Nel 1985, pure alla vigilia di una Giornata per la Vita, il profetico vescovo di Molfetta compose una preghiera oggi spesso citata per il suo ritornello “Dammi, Signore, un’ala di riserva”, ma meno nota per il suo passaggio centrale. Merita rileggerlo.
«Ti chiedo perdono per ogni peccato contro la vita – scrive don Tonino – Anzitutto, per le vite uccise prima ancora che nascessero.
«Sono ali spezzate. Sono voli che avevi progettato di fare e ti sono stati impediti. Viaggi annullati per sempre. Sogni troncati sull'alba.
«Ma ti chiedo perdono, Signore, anche per tutte le ali che non ho aiutato a distendersi. Per i voli che non ho saputo incoraggiare. Per l'indifferenza con cui ho lasciato razzolare nel cortile, con l'ala penzolante, il fratello infelice che avevi destinato a navigare nel cielo.

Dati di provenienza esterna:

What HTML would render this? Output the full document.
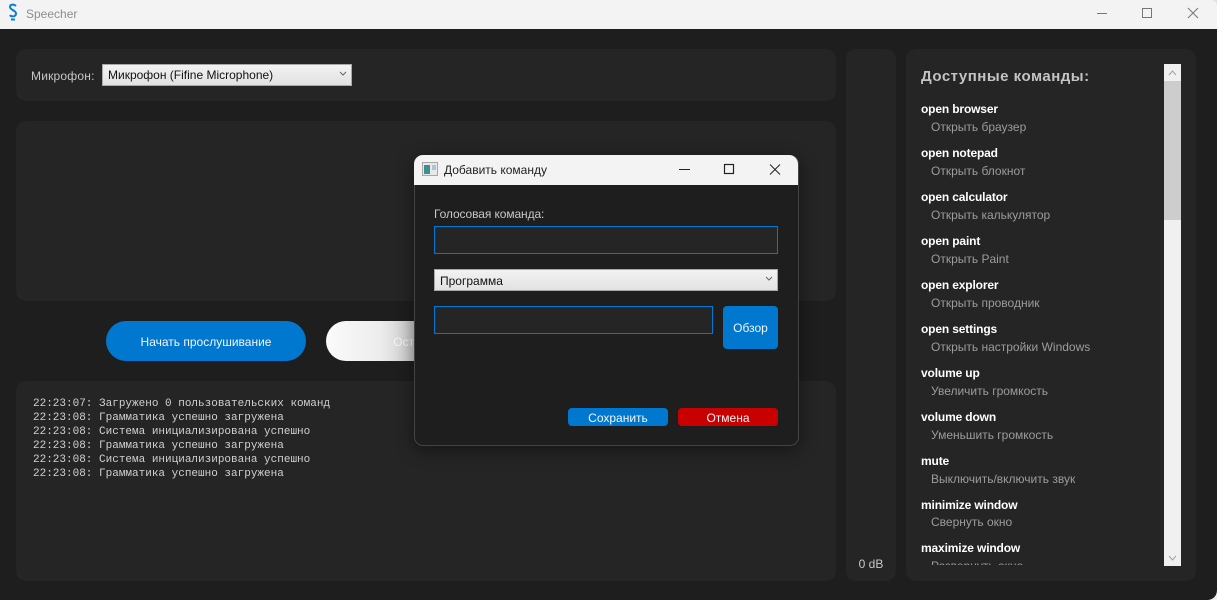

«E tu l’hai atteso invano, per crociere che non si faranno mai più.
«Aiutami ora a planare, Signore. A dire, terra terra, che l’aborto è un oltraggio grave alla tua fantasia. È un crimine contro il tuo genio. È un riaffondare l’aurora nelle viscere dell’oceano. È l’antigenesi più delittuosa. È la “decreazione” più desolante.

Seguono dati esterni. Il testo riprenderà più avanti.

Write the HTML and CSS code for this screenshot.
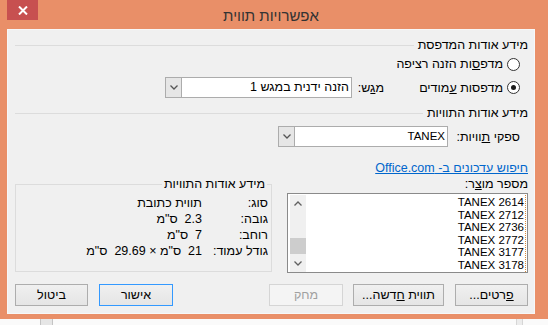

«Ma aiutami a dire, anche, che mettere in vita non è tutto. Bisogna mettere in luce. E che antipasqua non è solo l’aborto, ma è ogni accoglienza mancata. È ogni rifiuto del pane, della casa, del lavoro, dell’istruzione, dei diritti primari.
«Antipasqua è la guerra: ogni guerra.
«Antipasqua è lasciare il prossimo nel vestibolo malinconico della vita, dove “si tira a campare”, dove si vegeta solo.
«Antipasqua è passare indifferenti vicino al fratello che è rimasto con l’ala, l’unica ala, inesorabilmente impigliata nella rete della miseria e della solitudine.
«E si è ormai persuaso di non essere più degno di volare con te.
«Soprattutto per questo fratello sfortunato dammi, o Signore, un’ala di riserva».
Don Tonino insegna dunque un impegno in prima persona, non usa formula impersonali.
Nella sua diocesi si sporcò le mani al fianco dei poveri e promosse l’accoglienza generosa dei nascituri, contrastando coi fatti quella “mentalità antinatalista” che – lo si vedrà anche nel nostro Trentino – comporta squilibrio intergenerazionale e anche impoverimento economico.
Ma promuovere la vita è anche guardare il volto dei disperati, al largo delle nostre coste, e non accettare – come scrivono i vescovi italiani – “i crescenti tentativi di respingere i profughi e i migranti verso luoghi dove li aspettano persecuzioni e violenze”. Questo non è superficiale buonismo, come lo apostrofa la propaganda salviniana, ma riconoscere e rispettare la dignità di ogni persona prima ancora di avanzare valutazioni di tipo giudiziario, procedurale e politico: “Impegnatevi – diceva don Tonino ai politici nel Natale 1988 – perché ogni scelta politica tenga sempre presenti gli ultimi”.